Halfway along Wilkinson, I looked to my left. A green field rolled flat and serene to Sugar Creek. I wanted to see the creek where so much blood was shed. It was in a culvert, buried in the earth. I sighed, looked at the hill rising before me, and started up.
It was the last hill, and the hardest. I got to the top, chest heaving. To my left was a baseball field, green and perfect. To my right was the rear of Crim High. I skirted a tennis court and strolled onto the school’s parking lot. A security guard gawked.
I smiled.
“Do you know what happened here 150 years ago?”
Nikia Broxton shook her head.
“The Battle of Atlanta,” I said. “It started” — I pointed in the general direction of Crim’s front yard, where picnic tables stood under old trees — “right there.”
“I didn’t know that,” she said. “I’m from Savannah.”
I wiped sweat from my face. “Well,” I said, “when they were through here, they headed your way.”
I walked across Memorial to Clay Street, where a historic marker stood in the middle of the sidewalk. BATTLE OF ATLANTA BEGAN HERE, it announced.

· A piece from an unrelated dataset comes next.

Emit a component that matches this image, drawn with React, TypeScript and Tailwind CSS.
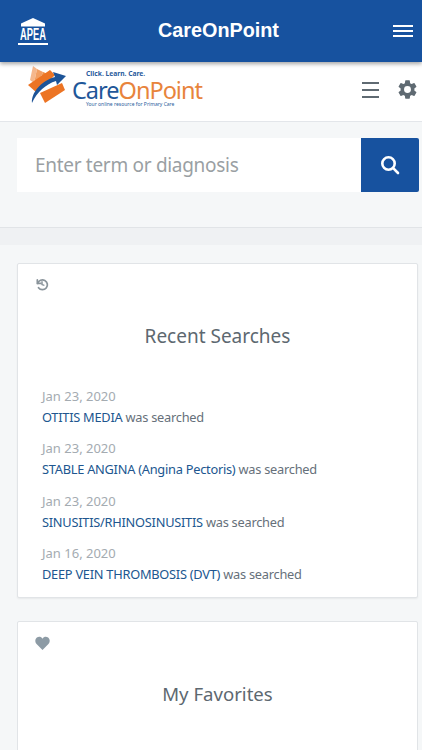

A considerate someone had dumped a sleeper sofa on the edge of the street. I sat on its arm and called my wife to come get me. My march was over.
WALKING TO THE BATTLE
Where: From the Federal Penitentiary to Alonzo Crim High School, by way of McDonough/Moreland/Fayetteville/Key/Bouldercrest/Fayetteville/Terry Mill/Wilkinson.
Length: 9.6 miles
Time: Four hours, one minute
Consumed: Two 12-ounce bottles of water; a 12-ounce Diet Coke; a cheese sandwich; two bags of peanuts (I forgot about the PB&J until the next day).
Casualties: One pair of Nike running shoes.